Writers and actors haven’t been on strike at the same time since 1960, the year they won residuals. Ronald Reagan was SAG-AFTRA’s president at the time. Until this summer, the actors’ union hadn’t even held a strike-authorization vote over its master TV/theatricals contract since 1986. But pushed by member concerns over residuals, their health and pension plan, and artificial intelligence (AI), the 170,000-strong union held such a vote last month, and members returned 97.91 percent of ballots in favor of authorizing leaders to call a strike should negotiations reach an impasse. A June 27 letter urging SAG-AFTRA leadership to “join the WGA on the picket lines” if the union can’t win a “transformative deal” increased the pressure — signatories include Kevin Bacon, Quinta Brunson, Glenn Close, Eva Longoria, Jennifer Lawrence, Bob Odenkirk, Mark Ruffalo, and Meryl Streep.
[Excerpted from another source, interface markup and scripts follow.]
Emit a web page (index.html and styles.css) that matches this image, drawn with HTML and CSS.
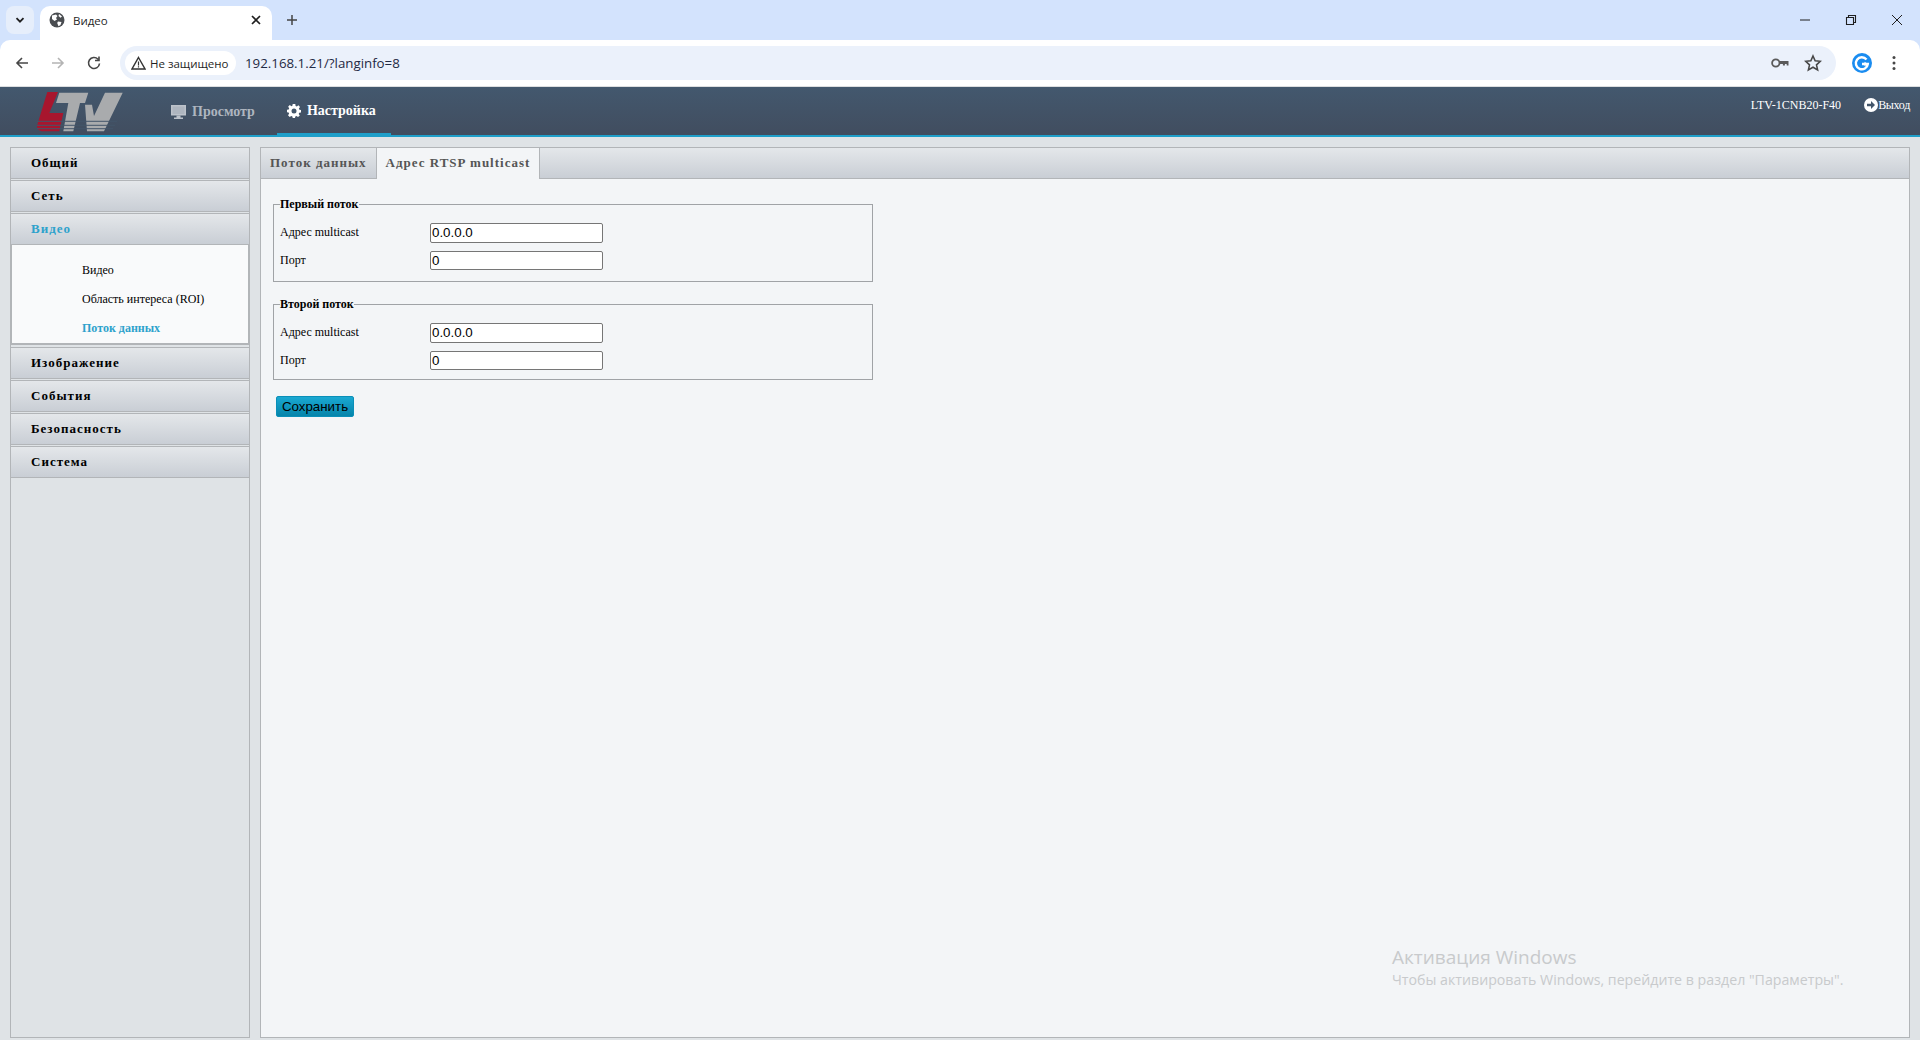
FILE: index.html
```html
<!DOCTYPE html>
<html lang="ru">
<head>
<meta charset="utf-8">
<title>Видео</title>
<link rel="stylesheet" href="styles.css">
</head>
<body>
<div class="browser">
  <div class="tabstrip">
    <div class="tabsearch"><svg width="12" height="12" viewBox="0 0 12 12"><path d="M2.5 4.2 6 7.7l3.5-3.5" fill="none" stroke="#1f1f1f" stroke-width="1.8"/></svg></div>
    <div class="tab">
      <svg class="favicon" width="16" height="16" viewBox="0 0 16 16"><circle cx="8" cy="8" r="7.5" fill="#4a4d51"/><path d="M3 3.5 7 2.5 8.5 4 7 6 8 7.5 5.5 9 3 7ZM9 9.5l3.5.5-1 3-2 1.2L8.2 11ZM10 2l3 2.5-1.5 1.2L9.5 4Z" fill="#fff"/></svg>
      <span class="tabtitle">Видео</span>
      <svg class="tabclose" width="10" height="10" viewBox="0 0 10 10"><path d="M1 1l8 8M9 1 1 9" stroke="#1f1f1f" stroke-width="1.7"/></svg>
    </div>
    <svg class="newtab" width="12" height="12" viewBox="0 0 12 12"><path d="M6 1v10M1 6h10" stroke="#444" stroke-width="1.5"/></svg>
    <div class="winctl">
      <svg width="12" height="12" viewBox="0 0 12 12"><path d="M1 6h10" stroke="#1f1f1f" stroke-width="1"/></svg>
      <svg width="12" height="12" viewBox="0 0 12 12"><path d="M1.500 3.500h7v7h-7zM3.500 3.500v-2h7v7h-2" fill="none" stroke="#1f1f1f" stroke-width="1.1"/></svg>
      <svg width="12" height="12" viewBox="0 0 12 12"><path d="M1 1l10 10M11 1 1 11" stroke="#1f1f1f" stroke-width="1"/></svg>
    </div>
  </div>
  <div class="toolbar">
    <svg class="navicon" width="16" height="16" viewBox="0 0 16 16"><path d="M14 8H3M8 3 3 8l5 5" fill="none" stroke="#474747" stroke-width="1.6"/></svg>
    <svg class="navicon" width="16" height="16" viewBox="0 0 16 16"><path d="M2 8h11M8 3l5 5-5 5" fill="none" stroke="#b4b4b4" stroke-width="1.6"/></svg>
    <svg class="navicon" width="16" height="16" viewBox="0 0 16 16"><path d="M13.500 8.500A5.500 5.500 0 1 1 12 4.200M13 1.500v4H9" fill="none" stroke="#474747" stroke-width="1.6"/></svg>
    <div class="omnibox">
      <div class="chip">
        <svg width="15" height="14" viewBox="0 0 15 14"><path d="M7.500 1.500 14 13H1Z" fill="none" stroke="#333" stroke-width="1.4"/><path d="M7.500 5.500v4M7.500 10.300v1.200" stroke="#333" stroke-width="1.2"/></svg>
        <span>Не защищено</span>
      </div>
      <span class="url">192.168.1.21/?langinfo=8</span>
      <svg class="omni-key" width="18" height="10" viewBox="0 0 18 10"><circle cx="4.800" cy="5" r="3.700" fill="none" stroke="#5a5a5a" stroke-width="1.800"/><path d="M8.500 3h9v4.500h-1.800V6h-1.800v1.500h-2V6H8.500Z" fill="#5a5a5a"/></svg>
      <svg class="omni-star" width="18" height="18" viewBox="0 0 16 16"><path d="M8 1.800 9.900 6l4.600.5-3.400 3.100 1 4.500L8 11.800l-4.100 2.300 1-4.500-3.400-3.100L6.100 6Z" fill="none" stroke="#474747" stroke-width="1.400"/></svg>
    </div>
    <svg class="gicon" width="20" height="20" viewBox="0 0 20 20"><circle cx="10" cy="10" r="10" fill="#1a8cf0"/><path d="M14.500 6.500A6 6 0 1 0 15.800 11H10" fill="none" stroke="#fff" stroke-width="2.400"/><path d="M12.500 13.200 16 11l-3.500-2.200" fill="#fff"/></svg>
    <svg class="menu" width="4" height="16" viewBox="0 0 4 16"><circle cx="2" cy="2.500" r="1.500" fill="#474747"/><circle cx="2" cy="8" r="1.500" fill="#474747"/><circle cx="2" cy="13.500" r="1.500" fill="#474747"/></svg>
  </div>
</div>

<header class="appbar">
  <svg class="logo" width="86" height="40" viewBox="0 0 86 40">
    <path d="M10.300 0H21L12.300 21H26.300L22.300 39.300H4.700Q-1 38 .3 32.700Z" fill="#a8162e"/>
    <path d="M22.300 .7H51.300L48 11H43L36.300 39.300H26.300L31.300 11H19Z" fill="#a9abad"/>
    <path d="M68 .7H85.700L67 39.300H50L48 12.700H55L57 24Z" fill="#a9abad"/>
    <path d="M0 29.300H80M0 33.300H78M0 36.700H76" stroke="#43566a" stroke-width="1"/>
  </svg>
  <nav class="topnav">
    <a class="toplink">
      <svg width="15" height="14" viewBox="0 0 15 14"><path d="M0 0h15v10.500H0Z" fill="#bcc2ca"/><path d="M1.500 1.500h12v7.500h-12Z" fill="#aeb5bf"/><path d="M5.500 10.500h4V12.500h2.500V14H3v-1.500h2.500Z" fill="#bcc2ca"/></svg>
      Просмотр
    </a>
    <a class="toplink active">
      <svg width="14" height="14" viewBox="0 0 14 14"><path d="M5.700 0h2.600l.3 1.900 1.200.5L11.400 1.300 13 3l-1.100 1.500.5 1.200 1.600.3v2.400l-1.800.3-.5 1.200L12.800 11.400 11 13l-1.500-1-1.200.5-.3 1.500H5.700l-.3-1.500-1.200-.5L2.700 13 1 11.300l1.100-1.500-.5-1.200L0 8.300V5.800l1.700-.3.500-1.200L1.100 2.800 2.800 1.100l1.600 1.100 1-.4Z" fill="#fff"/><circle cx="7" cy="7" r="2.500" fill="#43566a"/></svg>
      Настройка
    </a>
  </nav>
  <div class="devinfo">
    <span class="devname">LTV-1CNB20-F40</span>
    <a class="logout">
      <svg width="14" height="14" viewBox="0 0 14 14"><circle cx="7" cy="7" r="7" fill="#fff"/><path d="M3 5.800h4V3l4 4-4 4V8.200H3Z" fill="#43566a"/></svg>Выход
    </a>
  </div>
</header>

<main class="workspace">
  <aside class="sidebar">
    <div class="acc">Общий</div>
    <div class="acc">Сеть</div>
    <div class="acc acc-open current">Видео</div>
    <ul class="submenu">
      <li>Видео</li>
      <li>Область интереса (ROI)</li>
      <li class="current">Поток данных</li>
    </ul>
    <div class="acc">Изображение</div>
    <div class="acc">События</div>
    <div class="acc">Безопасность</div>
    <div class="acc">Система</div>
  </aside>

  <section class="panel">
    <div class="tabs">
      <div class="ptab">Поток данных</div>
      <div class="ptab selected">Адрес RTSP multicast</div>
    </div>
    <form class="panel-body">
      <fieldset class="group">
        <legend>Первый поток</legend>
        <div class="row"><label>Адрес multicast</label><input value="0.0.0.0"></div>
        <div class="row"><label>Порт</label><input value="0"></div>
      </fieldset>
      <fieldset class="group">
        <legend>Второй поток</legend>
        <div class="row"><label>Адрес multicast</label><input value="0.0.0.0"></div>
        <div class="row"><label>Порт</label><input value="0"></div>
      </fieldset>
      <button type="button" class="save">Сохранить</button>
    </form>
  </section>
</main>

<div class="watermark">
  <div class="wm-title">Активация Windows</div>
  <div class="wm-text">Чтобы активировать Windows, перейдите в раздел "Параметры".</div>
</div>
</body>
</html>
```
FILE: styles.css
```css
* { box-sizing: border-box; }
html, body { margin: 0; height: 1040px; overflow: hidden; }
body { background: #dfe3e6; font-family: "Liberation Serif", serif; font-size: 12px; color: #000; position: relative; }

.browser { height: 87px; background: #d3e3fd; border-bottom: 1px solid #dcdee0; font-family: "Open Sans", "Noto Sans", sans-serif; }
.tabstrip { height: 40px; display: flex; align-items: flex-start; padding: 6px 0 0 6px; }
.tabsearch { width: 28px; height: 28px; border-radius: 8px; background: #e6eefb; display: flex; align-items: center; justify-content: center; }
.tab { width: 232px; height: 34px; margin-left: 6px; background: #fff; border-radius: 10px 10px 0 0; display: flex; align-items: center; padding: 0 11px 6px 9px; }
.tabtitle { margin-left: 8px; font-size: 11.500px; color: #1f1f1f; flex: 1; }
.newtab { margin: 8px 0 0 14px; }
.winctl { margin-left: auto; display: flex; gap: 34px; padding: 8px 17px 0 0; }
.toolbar { height: 46px; background: #fff; border-radius: 10px 10px 0 0; display: flex; align-items: center; padding: 0 11px 0 14px; }
.navicon { margin-right: 20px; flex: none; }
.omnibox { width: 1716px; margin-left: -2px; height: 34px; border-radius: 17px; background: #ebf1fb; display: flex; align-items: center; padding: 0 14px 0 5px; }
.chip { height: 24px; width: 111px; background: #fff; border-radius: 12px; display: flex; align-items: center; gap: 4px; padding-left: 6px; font-size: 11.500px; color: #1f1f1f; }
.url { margin-left: 9px; font-size: 13.300px; color: #1f2a44; flex: 1; }
.omni-key { margin-right: 15px; }
.gicon { margin-left: 16px; flex: none; }
.menu { margin-left: 20px; flex: none; }

.appbar { height: 50px; background: linear-gradient(#43586e, #414d5f) no-repeat; background-size: 100% 48px; border-bottom: 2px solid #1f9fc9; display: flex; align-items: flex-start; padding-left: 37px; color: #fff; }
.logo { margin-top: 5px; flex: none; }
.topnav { display: flex; margin-left: 48px; }
.toplink { height: 48px; padding-top: 2px; display: flex; align-items: center; gap: 6px; margin-right: 22px; font-weight: bold; font-size: 14px; color: #aeb5bf; }
.toplink.active { color: #fff; width: 114px; padding-left: 10px; margin: 0; border-bottom: 2px solid #1f9fc9; }
.devinfo { margin-left: auto; display: flex; align-items: center; height: 36px; padding-right: 10px; font-size: 12px; }
.devname { margin-right: 23px; }
.logout { display: flex; align-items: center; font-size: 12px; letter-spacing: -.3px; }

.workspace { display: flex; gap: 10px; padding: 10px 10px 2px; height: 903px; }
.sidebar { width: 240px; border: 1px solid #b2b5b8; border-top: 0; background: #dfe3e6; flex: none; }
.acc { height: 32px; margin: 0 -1px 1px; border: 1px solid #b2b5b8; background: linear-gradient(#e4e7ea, #c9ced5); padding-left: 20px; line-height: 29px; font-weight: bold; font-size: 13px; letter-spacing: 1px; }
.acc-open { height: 31px; margin-bottom: 0; border-bottom: 0; }
.current { color: #2da2cc; }
.submenu { list-style: none; margin: 0 0 2px -1px; width: 240px; height: 101px; padding: 11px 0 0 70px; background: #f9fafb; border: 2px solid #b2b5b8; border-top: 1px solid #b2b5b8; }
.submenu li { height: 29px; line-height: 28px; }
.submenu li.current { font-weight: bold; }

.panel { flex: 1; border: 1px solid #b2b5b8; background: #f3f5f7; }
.tabs { height: 31px; display: flex; background: linear-gradient(#e4e7ea, #c9ced5); border-bottom: 1px solid #b2b5b8; }
.ptab { height: 30px; padding: 0 9px 0 9px; line-height: 29px; font-weight: bold; font-size: 13px; letter-spacing: 1px; color: #555; }
.ptab.selected { height: 31px; background: #f3f5f7; border-left: 1px solid #b2b5b8; border-right: 1px solid #b2b5b8; }
.panel-body { padding: 18px 0 0 12px; }
.group { width: 600px; height: 85px; margin: 0 0 15px; padding: 8px 6px 0; border: 1px solid #a0a3a6; min-width: 0; }
.group + .group { height: 83px; margin-bottom: 16px; }
.group legend { padding: 0; font-weight: bold; font-size: 12px; line-height: 14px; }
.row { display: flex; align-items: center; height: 27.500px; }
.row label { width: 150px; }
.row input { width: 173px; height: 19.500px; padding: 0 1px; font: 13.333px "Liberation Sans", sans-serif; border: 1px solid #767676; border-radius: 2px; background: #fff; color: #000; }
.save { display: block; margin-left: 3px; width: 78px; height: 21px; padding: 0; border: 1px solid #0a8fb8; border-radius: 2px; background: linear-gradient(#1aa8d2, #0584aa); font: 13.333px "Liberation Sans", sans-serif; color: #000; }

.watermark { position: absolute; left: 1392px; top: 945px; color: #c8cacc; font-family: "Open Sans", "Noto Sans", sans-serif; }
.wm-title { font-size: 19px; line-height: 25px; }
.wm-text { font-size: 14.200px; line-height: 19px; }
```
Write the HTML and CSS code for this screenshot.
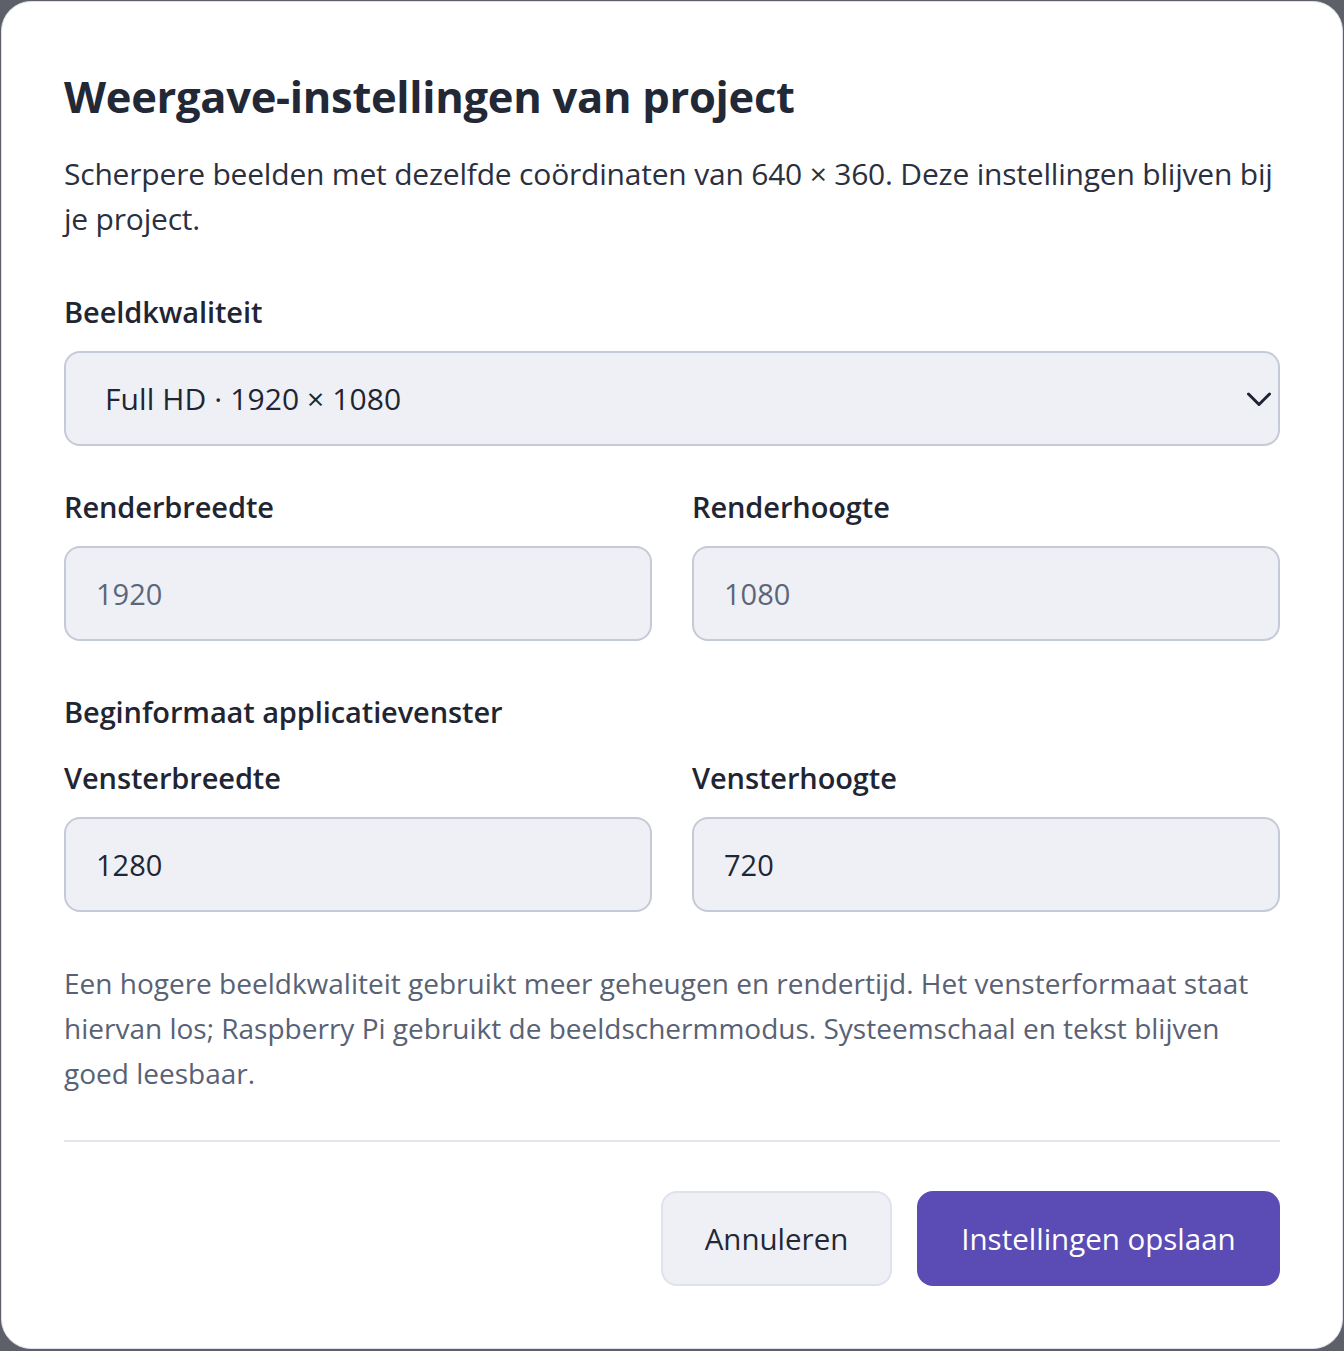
FILE: index.html
```html
<!DOCTYPE html>
<html lang="nl">
<head>
<meta charset="utf-8">
<title>Weergave-instellingen van project</title>
<link rel="stylesheet" href="styles.css">
</head>
<body>
<div class="modal">
  <h1 class="title">Weergave-instellingen van project</h1>
  <p class="desc">Scherpere beelden met dezelfde coördinaten van 640 × 360. Deze instellingen blijven bij je project.</p>

  <label class="label label-first">Beeldkwaliteit</label>
  <div class="select">
    <span class="select-value">Full HD · 1920 × 1080</span>
    <svg class="chevron" width="24" height="24" viewBox="0 0 24 24"><path d="M1.5 7L12 17.5 22.5 7" fill="none" stroke="#1f2433" stroke-width="3" stroke-linecap="round" stroke-linejoin="round"/></svg>
  </div>

  <div class="row row-render">
    <div class="field">
      <label class="label">Renderbreedte</label>
      <div class="input placeholder">1920</div>
    </div>
    <div class="field">
      <label class="label">Renderhoogte</label>
      <div class="input placeholder">1080</div>
    </div>
  </div>

  <div class="section">Beginformaat applicatievenster</div>
  <div class="row">
    <div class="field">
      <label class="label">Vensterbreedte</label>
      <div class="input">1280</div>
    </div>
    <div class="field">
      <label class="label">Vensterhoogte</label>
      <div class="input">720</div>
    </div>
  </div>

  <p class="help">Een hogere beeldkwaliteit gebruikt meer geheugen en rendertijd. Het vensterformaat staat hiervan los; Raspberry Pi gebruikt de beeldschermmodus. Systeemschaal en tekst blijven goed leesbaar.</p>

  <div class="divider"></div>

  <div class="actions">
    <button class="btn btn-cancel">Annuleren</button>
    <button class="btn btn-primary">Instellingen opslaan</button>
  </div>
</div>
</body>
</html>
```

FILE: styles.css
```css
* { box-sizing: border-box; }
html, body { margin: 0; padding: 0; }
body {
  background: #5e6069;
  width: 1344px;
  height: 1351px;
  overflow: hidden;
  font-family: "Open Sans", "Noto Sans", "Liberation Sans", sans-serif;
  color: #212736;
}
.modal {
  margin: 1px 0 0 1px;
  width: 1342px;
  height: 1348px;
  background: #ffffff;
  border: 1px solid #dcdfe7;
  border-radius: 30px;
  padding: 67px 62px 0 62px;
}
.title {
  margin: 0;
  font-size: 43.5px;
  line-height: 56px;
  font-weight: 700;
  color: #222836;
  letter-spacing: -0.3px;
}
.desc {
  margin: 26px 0 0 0;
  font-size: 30px;
  line-height: 45px;
  color: #2a3040;
  letter-spacing: -0.2px;
}
.label {
  display: block;
  font-size: 29px;
  line-height: 40px;
  font-weight: 600;
  color: #1f2533;
  letter-spacing: -0.1px;
  margin-bottom: 19px;
}
.label-first { margin-top: 51px; }
.select {
  height: 95px;
  border: 2px solid #c5cad7;
  border-radius: 16px;
  background: #eef0f5;
  display: flex;
  align-items: center;
  justify-content: space-between;
  padding: 0 7px 0 39px;
}
.select-value {
  font-size: 30px;
  color: #1f2533;
  letter-spacing: 0.1px;
}
.chevron { width: 24px; height: 24px; }
.row {
  display: grid;
  grid-template-columns: 1fr 1fr;
  gap: 40px;
}
.row-render { margin-top: 41px; }
.input {
  height: 95px;
  border: 2px solid #c5cad7;
  border-radius: 16px;
  background: #eef0f5;
  display: flex;
  align-items: center;
  padding: 0 30px;
  font-size: 29px;
  color: #1f2533;
}
.input.placeholder { color: #5d6679; }
.section {
  margin-top: 51px;
  margin-bottom: 26px;
  font-size: 29px;
  line-height: 40px;
  font-weight: 600;
  color: #1f2533;
  letter-spacing: -0.1px;
}
.help {
  margin: 49px 0 0 0;
  font-size: 28px;
  line-height: 45px;
  color: #596275;
}
.divider {
  margin-top: 44px;
  height: 2px;
  background: #e3e6ed;
}
.actions {
  margin-top: 49px;
  display: flex;
  justify-content: flex-end;
  gap: 25px;
}
.btn {
  height: 95px;
  border-radius: 16px;
  font-family: inherit;
  font-size: 29.5px;
  cursor: pointer;
}
.btn-cancel {
  width: 231px;
  background: #eef0f5;
  border: 2px solid #dfe2ea;
  color: #232836;
}
.btn-primary {
  width: 363px;
  background: #5b4bb5;
  border: none;
  color: #ffffff;
}
```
SAG-AFTRA president Fran Drescher, too, signed the letter shortly after it was released.
“Members are telling SAG-AFTRA leadership loudly and clearly that you can’t make a living in this industry as an actor anymore,” says Conover, who is also a member of the actors’ union. “The companies have shifted massive costs and burdens onto the workforce: look at self-taping, which is free work run amok. And although I think that the proposals that the WGA put forward about AI are necessary against abuse, AI is currently much more able to undermine the working conditions of actors than writers, so that’s another pressing issue.”
When I ask him to make a prediction as to whether actors will join him and his fellow writers on strike come the morning of Thursday, July 13, Conover demurs.
“If the actors take a deal, I think it’ll be a big, good deal,” says Conover. “But if SAG-AFTRA goes on strike, we’re through the looking glass and anything is possible. That’s an event horizon past which I can see nothing.”